Children fight sleep to stay awake when they want to be part of something, want to know what’s going on, or want to see the end of a game or movie. Try as they might, though, soon their eyes flutter shut and heads nod. Sleeping is hard to fight. This is true not only for children, but for all of us when we don’t take the time to get the rest we need. Our physical sleepiness can alert us to spiritual sleepiness. Jesus admonishes us in this weekend’s Gospel to “stay awake.” Try as we might, however, it is difficult to “stay awake” and keep our eyes constantly on Christ’s comings. We get distracted by all of the everyday demands on our time.

Daily living is filled with planned events at set hours: eating ... drinking ... marrying ... working. In this way, we human beings measure time. For us, time is duration, relentless minutes ticking on. Once past, there is no recovery of lost hours. Wasted time is lost time. Wasted opportunity is lost growth. Wasted preparedness is lost encounter.

There is, however, another time that cannot be measured: God’s time ... the fullness of time in which is the fullness of Life. God’s time has no duration. All simply is. All is full of Life. This describes eternity, and even now in our measured time we experience eternity ... God’s time. We have those moments when our attentiveness is so acute that the now is all that there is. When Jesus admonishes us to “stay awake,” He is inviting attentiveness to His abiding Presence that is now even as its fullness is yet to come. “As it was” and as it is, “so will it be also at the coming of the Son of Man.” How we live now has consequences beyond our eating ... drinking ... marrying ... working. How we live now is how we will be: taken into God’s time or left in the never-ending succession of hours and days, weeks and years.

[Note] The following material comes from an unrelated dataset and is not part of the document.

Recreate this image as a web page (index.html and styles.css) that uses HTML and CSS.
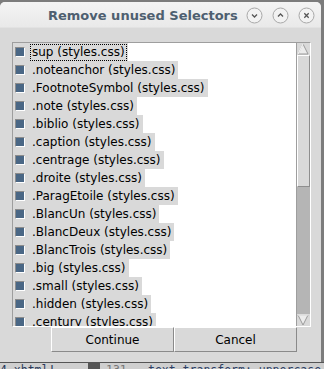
FILE: index.html
```html
<!DOCTYPE html>
<html lang="en">
<head>
    <meta charset="UTF-8">
    <meta name="viewport" content="width=device-width, initial-scale=1.0">
    <title>Remove unused Selectors</title>
<link rel="stylesheet" href="styles.css">
</head>
<body>
    <div class="screen">
        <div class="window">
            <div class="titlebar">
                <span class="title">Remove unused Selectors</span>
                <div class="wm-buttons">
                    <svg class="wm-btn" width="17" height="17" viewBox="0 0 17 17">
                        <circle cx="8.5" cy="8.5" r="7.5" fill="#f2f2f2" stroke="#a8a8a8"/>
                        <path d="M6 7.5 L8.5 10 L11 7.5" fill="none" stroke="#555" stroke-width="1.3"/>
                    </svg>
                    <svg class="wm-btn" width="17" height="17" viewBox="0 0 17 17">
                        <circle cx="8.5" cy="8.5" r="7.5" fill="#f2f2f2" stroke="#a8a8a8"/>
                        <path d="M6 9.5 L8.5 7 L11 9.5" fill="none" stroke="#555" stroke-width="1.3"/>
                    </svg>
                    <svg class="wm-btn" width="17" height="17" viewBox="0 0 17 17">
                        <circle cx="8.5" cy="8.5" r="7.5" fill="#f2f2f2" stroke="#a8a8a8"/>
                        <path d="M6.3 6.3 L10.7 10.7 M10.7 6.3 L6.3 10.7" fill="none" stroke="#555" stroke-width="1.3"/>
                    </svg>
                </div>
            </div>

            <div class="body">
                <div class="list-frame">
                    <div class="list">
                        <div class="row"><span class="check"></span><span class="label focused">sup (styles.css)</span></div>
                        <div class="row"><span class="check"></span><span class="label">.noteanchor (styles.css)</span></div>
                        <div class="row"><span class="check"></span><span class="label">.FootnoteSymbol (styles.css)</span></div>
                        <div class="row"><span class="check"></span><span class="label">.note (styles.css)</span></div>
                        <div class="row"><span class="check"></span><span class="label">.biblio (styles.css)</span></div>
                        <div class="row"><span class="check"></span><span class="label">.caption (styles.css)</span></div>
                        <div class="row"><span class="check"></span><span class="label">.centrage (styles.css)</span></div>
                        <div class="row"><span class="check"></span><span class="label">.droite (styles.css)</span></div>
                        <div class="row"><span class="check"></span><span class="label">.ParagEtoile (styles.css)</span></div>
                        <div class="row"><span class="check"></span><span class="label">.BlancUn (styles.css)</span></div>
                        <div class="row"><span class="check"></span><span class="label">.BlancDeux (styles.css)</span></div>
                        <div class="row"><span class="check"></span><span class="label">.BlancTrois (styles.css)</span></div>
                        <div class="row"><span class="check"></span><span class="label">.big (styles.css)</span></div>
                        <div class="row"><span class="check"></span><span class="label">.small (styles.css)</span></div>
                        <div class="row"><span class="check"></span><span class="label">.hidden (styles.css)</span></div>
                        <div class="row"><span class="check"></span><span class="label">.century (styles.css)</span></div>
                    </div>
                    <div class="scrollbar">
                        <svg class="arrow" width="12" height="12" viewBox="0 0 12 12">
                            <polygon points="6,1 11,11 1,11" fill="#ececec" stroke="#9a9a9a"/>
                            <polyline points="1,11 6,1" fill="none" stroke="#fff"/>
                        </svg>
                        <div class="slider"></div>
                        <div class="trough"></div>
                        <svg class="arrow" width="12" height="12" viewBox="0 0 12 12">
                            <polygon points="1,1 11,1 6,11" fill="#ececec" stroke="#9a9a9a"/>
                            <polyline points="1,1 11,1" fill="none" stroke="#fff"/>
                        </svg>
                    </div>
                </div>

                <div class="actions">
                    <button class="btn">Continue</button>
                    <button class="btn">Cancel</button>
                </div>
            </div>
        </div>
        <div class="statusbar">
            <span class="file">4.xhtml!</span><span class="mark"></span><span class="line-no">131</span><span class="code">text-transform: uppercase</span>
        </div>
    </div>
</body>
</html>
```

FILE: styles.css
```css
body{
    margin: 0;
    background-color: #6b6b6b;
}
.screen{
    width: 324px;
    height: 369px;
    overflow: hidden;
    background-color: #7c7c7c;
    display: flex;
    flex-direction: column;
}
.window{
    margin-top: 2px;
    width: 321px;
    height: 361px;
    background-color: #d9d9d9;
    border-radius: 5px 5px 0 0;
    display: flex;
    flex-direction: column;
    overflow: hidden;
}
.titlebar{
    height: 26px;
    background: linear-gradient(#f4f4f4, #e9e9e9);
    border-bottom: 1px solid #e2e2e2;
    display: flex;
    align-items: center;
    box-sizing: border-box;
}
.title{
    font-family: "DejaVu Sans", sans-serif;
    font-weight: bold;
    font-size: 13px;
    color: #4e5f70;
    padding-left: 48px;
    margin-top: 2px;
}
.wm-buttons{
    display: flex;
    gap: 9px;
    margin-left: auto;
    margin-right: 6px;
    margin-top: 2px;
}
.wm-btn{
    display: block;
}
.body{
    flex: 1;
    display: flex;
    flex-direction: column;
}
.list-frame{
    margin: 14px 0 0 12px;
    width: 299px;
    height: 285px;
    box-sizing: border-box;
    border: 1px solid #9e9e9e;
    border-right-color: #ffffff;
    border-bottom-color: #ffffff;
    display: flex;
}
.list{
    flex: 1;
    background-color: #ffffff;
    overflow: hidden;
}
.row{
    height: 18px;
    width: fit-content;
    background-color: #d9d9d9;
    display: flex;
    align-items: center;
    padding-right: 1px;
}
.check{
    width: 8px;
    height: 8px;
    margin-left: 2px;
    margin-right: 5px;
    background-color: #4a6785;
    border: 1px solid #8c8c8c;
    border-right-color: #ffffff;
    border-bottom-color: #ffffff;
}
.label{
    font-family: "DejaVu Sans", sans-serif;
    font-size: 12px;
    color: #000;
    padding: 0 1px;
    line-height: 15px;
    border: 1px dotted transparent;
}
.label.focused{
    border-color: #000;
}
.scrollbar{
    width: 13px;
    display: flex;
    flex-direction: column;
    border-left: 1px solid #9e9e9e;
    background-color: #d9d9d9;
}
.arrow{
    display: block;
    margin-left: 0;
}
.slider{
    height: 132px;
    box-sizing: border-box;
    border: 1px solid #8e8e8e;
    border-top-color: #ffffff;
    border-left-color: #ffffff;
    background-color: #d9d9d9;
}
.trough{
    flex: 1;
    background-color: #b5b5b5;
}
.actions{
    display: flex;
    margin-left: 51px;
}
.btn{
    width: 123px;
    height: 25px;
    margin: 0;
    padding: 0;
    background-color: #d9d9d9;
    border: 1px solid #8a8a8a;
    border-top-color: #ffffff;
    border-left-color: #ffffff;
    font-family: "DejaVu Sans", sans-serif;
    font-size: 12px;
    color: #000;
}
.statusbar{
    height: 6px;
    border-top: 1px solid #555;
    background-color: #cfcfcf;
    display: flex;
    align-items: flex-start;
    overflow: hidden;
    font-family: "DejaVu Sans Mono", monospace;
    font-size: 11.5px;
    line-height: 14px;
    color: #2a3a5a;
}
.file{
    width: 88px;
}
.mark{
    width: 12px;
    height: 6px;
    background-color: #555;
    margin-right: 6px;
}
.line-no{
    width: 42px;
    color: #777;
}
.code{
    color: #2d3f66;
}
```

How we live in our time is a doorway into God’s time. How we live in our time prepares us for Christ’s Second Coming, while it also prepares us for living more fully even now. Advent calls us to immerse ourselves in God’s time and to stay awake for the Life that is to come – and is already now.

The Prophet Isaiah admonishes the people of his time to “climb the LORD’S mountain ... that He may instruct us in His ways.” We are thus not at a loss about how we walk in the light and live in God’s time. We are to listen to God’s instructions, one practical way to “stay awake” and prepare for Christ’s coming.

Instructions in God’s ways – in doing God’s will – comes more formally through the Readings and the Homily at Sunday Mass or through catechetical instructions. But this is not the only way God teaches us right living. God’s instructions also come through people who may as for our help (giving us the choice to put another’s good ahead of our own) or numerous everyday situations when we are faced with making moral choices (such as whether or not to put in an honest day’s work). The issue is to listen and to see in these practical situations – in our own measured time – how God is drawing us into an eternity of time. Our listening means staying awake. Advent will bring us many choices. How we respond is practice in being prepared. Our everyday choices to follow God’s ways immerse us in God’s time where we already now experience the Life that only God can give.

May Saint Michael the Archangel defend, guide, protect, and intercede for us always!